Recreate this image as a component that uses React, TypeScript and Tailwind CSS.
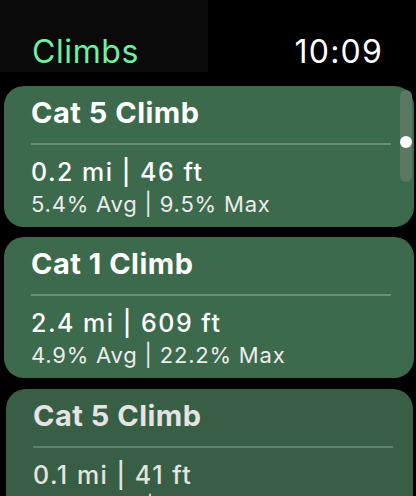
import React from 'react';

type Climb = {
  name: string;
  distance: string;
  grade: string;
};

const climbs: Climb[] = [
  { name: 'Cat 5 Climb', distance: '0.2 mi | 46 ft', grade: '5.4% Avg | 9.5% Max' },
  { name: 'Cat 1 Climb', distance: '2.4 mi | 609 ft', grade: '4.9% Avg | 22.2% Max' },
  { name: 'Cat 5 Climb', distance: '0.1 mi | 41 ft', grade: '2.0% Avg | 11.6% Max' },
];

function ClimbCard({ climb, faded }: { climb: Climb; faded?: boolean }) {
  return (
    <div
      className={
        faded
          ? 'ml-[6px] mr-[3px] rounded-[20px] bg-[#385f45] pl-[27px] pr-[20px] pt-[12px] pb-[12px]'
          : 'ml-[4px] mr-[2px] rounded-[20px] bg-[#3d6a4c] pl-[27px] pr-[23px] pt-[12px] pb-[12px]'
      }
    >
      <div
        className={
          faded
            ? 'text-[29px] leading-[29px] font-bold tracking-[0.5px] text-[#e4e4e4]'
            : 'text-[29px] leading-[29px] font-bold tracking-[0.5px] text-white'
        }
      >
        {climb.name}
      </div>
      <div className={faded ? 'mt-[16px] h-[2px] bg-[#5f8169]' : 'mt-[16px] h-[2px] bg-[#6a8f76]'} />
      <div
        className={
          faded
            ? 'mt-[15px] text-[25px] leading-[24px] font-medium tracking-[1.5px] whitespace-pre text-[#e4e4e4]'
            : 'mt-[15px] text-[25px] leading-[24px] font-medium tracking-[1.5px] whitespace-pre text-white'
        }
      >
        {climb.distance}
      </div>
      <div
        className={
          faded
            ? 'mt-[9px] text-[22px] leading-[22px] tracking-[0.8px] whitespace-pre text-[#dcdcdc]'
            : 'mt-[9px] text-[22px] leading-[22px] tracking-[0.8px] whitespace-pre text-[#ececec]'
        }
      >
        {climb.grade}
      </div>
    </div>
  );
}

export default function App() {
  return (
    <div
      className="w-[416px] h-[496px] overflow-hidden bg-black"
      style={{ fontFamily: 'Inter, "Open Sans", sans-serif' }}
    >
      <div className="flex h-[86px] items-start">
        <div className="w-[208px] h-[72px] bg-[#0a0a0a] pl-[32px] pt-[36px]">
          <span className="block text-[32px] leading-[32px] tracking-[0.6px] text-[#70f0a0]">Climbs</span>
        </div>
        <div className="flex-1 pt-[36px] pr-[33px] text-right">
          <span className="text-[32px] leading-[32px] tracking-[1.2px] text-white">10:09</span>
        </div>
      </div>

      <div className="relative flex flex-col gap-[10px]">
        {climbs.map((c, i) => (
          <div key={i} className={i === 2 ? 'mt-[1px]' : ''}>
            <ClimbCard climb={c} faded={i === 2} />
          </div>
        ))}

        {/* scroll indicator */}
        <div className="absolute left-[400px] top-[4px] h-[92px] w-[12px] rounded-full bg-[#5b7864]" />
        <div className="absolute left-[400px] top-[50px] h-[12px] w-[12px] rounded-full bg-white" />
      </div>
    </div>
  );
}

★ ★ ★ ★

■ Given request
Among the lines of the material above, how many include the string "React"? Report only that number.

■ Exercise answer
2